Former basketball coach Frank Haith is portrayed as a liar who changed his story three times and a manipulator who let his assistants do the dirty work. Haith escaped Miami for a better job at Missouri as the scandal was unfolding. Because of his “unethical conduct,” he will be suspended the first five games of the season, but two UM assistants left holding the bag have been blackballed from coaching.

The most comical example of a coverup in the UM case occurred when Haith wrote three “summer camp advance” checks to his assistants, who promptly cashed them at the same time at the same bank. Then Jake Morton, leaving a cellphone trail, delivered the $10,000 to Shapiro’s mother in order to placate Shapiro, who had been making calls from prison, threatening to expose Haith and Morton’s visit to a strip club and their $10,000 inducement — care of Shapiro — to a recruit. The assistants later lied to the NCAA about how they used the cash; one said it was for an air conditioner at his house.

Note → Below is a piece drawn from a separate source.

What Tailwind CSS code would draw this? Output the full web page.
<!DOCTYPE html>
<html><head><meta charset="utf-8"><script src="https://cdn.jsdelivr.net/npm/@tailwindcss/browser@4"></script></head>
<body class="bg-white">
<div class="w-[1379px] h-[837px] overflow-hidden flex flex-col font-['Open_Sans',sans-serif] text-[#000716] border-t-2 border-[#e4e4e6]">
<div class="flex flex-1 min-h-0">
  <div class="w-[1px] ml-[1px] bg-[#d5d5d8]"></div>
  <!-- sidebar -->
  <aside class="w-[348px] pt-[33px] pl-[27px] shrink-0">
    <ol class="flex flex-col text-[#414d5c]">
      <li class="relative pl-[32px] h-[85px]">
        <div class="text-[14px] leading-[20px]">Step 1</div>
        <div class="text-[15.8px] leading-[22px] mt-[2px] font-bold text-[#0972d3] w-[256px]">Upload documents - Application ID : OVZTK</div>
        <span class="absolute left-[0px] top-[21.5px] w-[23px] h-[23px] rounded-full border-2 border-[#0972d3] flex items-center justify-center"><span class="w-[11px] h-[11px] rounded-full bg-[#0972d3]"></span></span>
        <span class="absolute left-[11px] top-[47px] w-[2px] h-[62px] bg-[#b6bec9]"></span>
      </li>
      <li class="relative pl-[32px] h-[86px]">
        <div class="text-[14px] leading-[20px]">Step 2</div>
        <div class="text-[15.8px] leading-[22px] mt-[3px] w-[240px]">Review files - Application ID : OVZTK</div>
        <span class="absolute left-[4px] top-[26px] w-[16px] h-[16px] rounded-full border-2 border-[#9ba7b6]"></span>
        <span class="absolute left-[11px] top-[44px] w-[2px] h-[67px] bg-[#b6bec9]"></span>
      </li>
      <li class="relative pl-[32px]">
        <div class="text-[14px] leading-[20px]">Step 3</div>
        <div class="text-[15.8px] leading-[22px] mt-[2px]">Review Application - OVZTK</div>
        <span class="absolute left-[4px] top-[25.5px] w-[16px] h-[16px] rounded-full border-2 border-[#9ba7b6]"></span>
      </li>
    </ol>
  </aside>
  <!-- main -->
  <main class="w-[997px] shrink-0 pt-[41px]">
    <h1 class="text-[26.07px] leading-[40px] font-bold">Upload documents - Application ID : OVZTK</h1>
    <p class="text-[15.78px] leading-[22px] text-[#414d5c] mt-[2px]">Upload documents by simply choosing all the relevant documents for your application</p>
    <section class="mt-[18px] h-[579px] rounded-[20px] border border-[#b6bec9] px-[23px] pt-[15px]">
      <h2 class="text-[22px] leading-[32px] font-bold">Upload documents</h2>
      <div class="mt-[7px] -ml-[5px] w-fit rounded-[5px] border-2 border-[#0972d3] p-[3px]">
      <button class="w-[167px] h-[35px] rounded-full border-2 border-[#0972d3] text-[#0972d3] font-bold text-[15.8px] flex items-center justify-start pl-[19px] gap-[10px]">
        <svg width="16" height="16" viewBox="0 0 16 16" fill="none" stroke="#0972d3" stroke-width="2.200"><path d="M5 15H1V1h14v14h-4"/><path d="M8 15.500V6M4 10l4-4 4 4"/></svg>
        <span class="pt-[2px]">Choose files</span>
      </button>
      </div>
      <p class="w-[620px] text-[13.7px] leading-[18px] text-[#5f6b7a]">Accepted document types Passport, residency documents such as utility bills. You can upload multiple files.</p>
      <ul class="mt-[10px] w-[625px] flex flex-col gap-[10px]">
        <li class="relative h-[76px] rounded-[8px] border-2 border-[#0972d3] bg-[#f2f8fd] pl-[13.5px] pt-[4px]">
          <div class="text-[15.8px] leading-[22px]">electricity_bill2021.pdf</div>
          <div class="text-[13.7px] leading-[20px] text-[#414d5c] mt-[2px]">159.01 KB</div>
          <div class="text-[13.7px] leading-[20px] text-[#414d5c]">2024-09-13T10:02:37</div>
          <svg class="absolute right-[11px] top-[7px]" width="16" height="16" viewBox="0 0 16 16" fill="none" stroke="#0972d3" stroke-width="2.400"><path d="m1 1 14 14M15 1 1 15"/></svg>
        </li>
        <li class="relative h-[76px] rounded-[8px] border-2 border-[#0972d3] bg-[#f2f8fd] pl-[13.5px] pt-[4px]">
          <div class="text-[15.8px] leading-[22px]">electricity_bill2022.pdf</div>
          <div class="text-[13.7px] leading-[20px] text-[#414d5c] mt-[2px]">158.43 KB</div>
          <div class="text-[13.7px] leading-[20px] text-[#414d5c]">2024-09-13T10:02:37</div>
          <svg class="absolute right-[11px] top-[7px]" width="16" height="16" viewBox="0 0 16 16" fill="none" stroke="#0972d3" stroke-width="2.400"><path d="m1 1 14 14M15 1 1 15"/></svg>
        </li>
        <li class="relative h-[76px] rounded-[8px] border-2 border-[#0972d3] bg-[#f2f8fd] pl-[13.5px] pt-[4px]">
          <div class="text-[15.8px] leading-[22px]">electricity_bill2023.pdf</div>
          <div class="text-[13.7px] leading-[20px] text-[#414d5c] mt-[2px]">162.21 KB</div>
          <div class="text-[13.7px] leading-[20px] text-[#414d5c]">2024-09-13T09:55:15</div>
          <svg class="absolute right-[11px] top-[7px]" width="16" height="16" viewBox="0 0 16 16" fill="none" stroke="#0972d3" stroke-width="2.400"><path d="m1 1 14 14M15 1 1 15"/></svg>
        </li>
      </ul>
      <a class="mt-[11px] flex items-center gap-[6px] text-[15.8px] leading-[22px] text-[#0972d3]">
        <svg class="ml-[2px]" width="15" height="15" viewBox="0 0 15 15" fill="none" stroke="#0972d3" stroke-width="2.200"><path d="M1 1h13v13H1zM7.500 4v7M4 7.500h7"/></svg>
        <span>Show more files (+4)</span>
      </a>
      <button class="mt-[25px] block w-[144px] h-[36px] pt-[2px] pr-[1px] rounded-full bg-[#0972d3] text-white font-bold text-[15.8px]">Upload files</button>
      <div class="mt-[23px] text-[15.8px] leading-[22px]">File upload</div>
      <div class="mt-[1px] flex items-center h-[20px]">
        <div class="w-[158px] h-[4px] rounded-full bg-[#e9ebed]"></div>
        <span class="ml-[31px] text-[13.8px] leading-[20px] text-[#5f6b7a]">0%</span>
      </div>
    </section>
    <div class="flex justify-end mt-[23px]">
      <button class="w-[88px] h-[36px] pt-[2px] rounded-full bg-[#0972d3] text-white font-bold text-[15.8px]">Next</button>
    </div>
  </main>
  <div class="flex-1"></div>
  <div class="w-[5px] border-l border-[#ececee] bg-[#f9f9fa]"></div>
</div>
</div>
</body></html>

Morton and Jorge Fernandez, out of ideas on how to entertain a prospect’s high school coaches, took them to Shapiro’s home one night confident he could impress them.

“Our business is corrupt,” Haith said when whining to NCAA investigators about the difficulty of getting five-star recruits to sign with UM.

UM president Donna Shalala and athletic director Blake James are talking now about the improvements in oversight and the “change in culture” at UM, where doing the right thing is the only thing and everyone is expected to be honest and vigilant.

“What surprises me is that no one came forward or raised a red flag,” James said. “We have to make sure the lessons are not forgotten after the probation ends. We need people to understand we want to be compliant. We need eyes and ears. If you see it, tell us.”

Nevin Shapiro was there for all to see, flaunting his influence, glowing like a neon sign on Collins Avenue. But no one said a word about the Great Corrupter of UM. That’s because the benefits were mutual.